Por eso es necesario un planteamiento nuevo y atrevido para avanzar en el eje de los derechos llamados de solidaridad o colectivos. La misma ONU, en la Declaración de Acción de Viena sobre los derechos humanos aprobada en junio de 1993, ya ratificó rotundamente que “todos los derechos humanos son universales, indivisibles e interdependientes, y están relacionados entre sí; la comunidad internacional los ha de tratar de manera global, justa y equitativa, en pie de igualdad y dando a todos ellos el mismo rango y protección”. Posicionamiento que ha reiterado una Resolución del Parlamento Europeo de enero de 2021, que reclama políticas contundentes para hacer frente al problema de la vivienda y otros derechos sociales. Ha habido pensadores y economistas que han hecho propuestas concretas para afrontar la desigualdad: por ejemplo, Thomas Piketty ha propuesto una fiscalidad progresiva y su implantación universal para que se pueda invertir en derechos sociales como la salud, la educación, el trabajo, el equilibrio ambiental, y un modelo de nueva gobernabilidad mundial de tipo confederal basado en la ética y la búsqueda del bien común.
¿En qué hemos fallado después de 75 años?

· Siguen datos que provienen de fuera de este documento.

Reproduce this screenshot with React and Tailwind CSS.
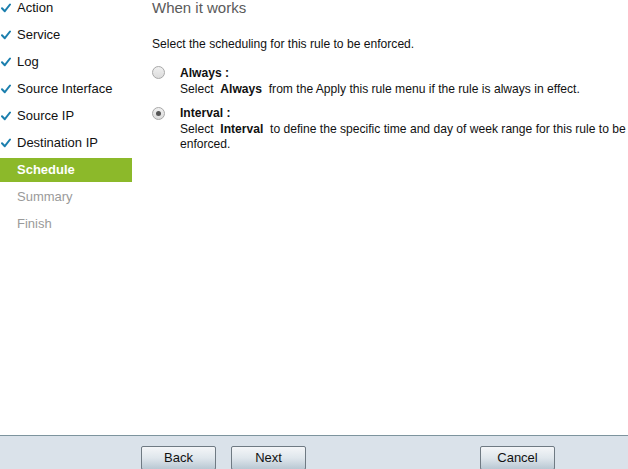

También se lo preguntó Robert Badinter, jurista y humanista francés que fue presidente del Consejo Constitucional y ministro de Justicia. Bajo su mandato se abolió la pena de muerte en el país vecino. El año 2008, cuando la Declaración cumplía 60 años, preguntaba: “¿podemos estar satisfechos los defensores de los derechos humanos? ¿se han cumplido las promesas de aquel amanecer del 10 de diciembre de 1948? ¿hemos exigido el compromiso que está inscrito en el Preámbulo de la Declaración: que todos los países y toda la humanidad garanticen el respeto universal y efectivo de los derechos humanos y de las libertades fundamentales?“
Estoy seguro de que una de las claves para revertir esta situación se halla en la educación y la formación de la ciudadanía, para que tome conciencia y defienda la dignidad de todas las personas. La misma Declaración contempla y promueve este objetivo. Desde la convicción de que somos iguales y participamos de la misma dignidad podremos afrontar los retos. Una exigencia aún mayor para los que forman parte de entidades y organizaciones inspiradas en el deseo del bien común para una sociedad más justa y en paz.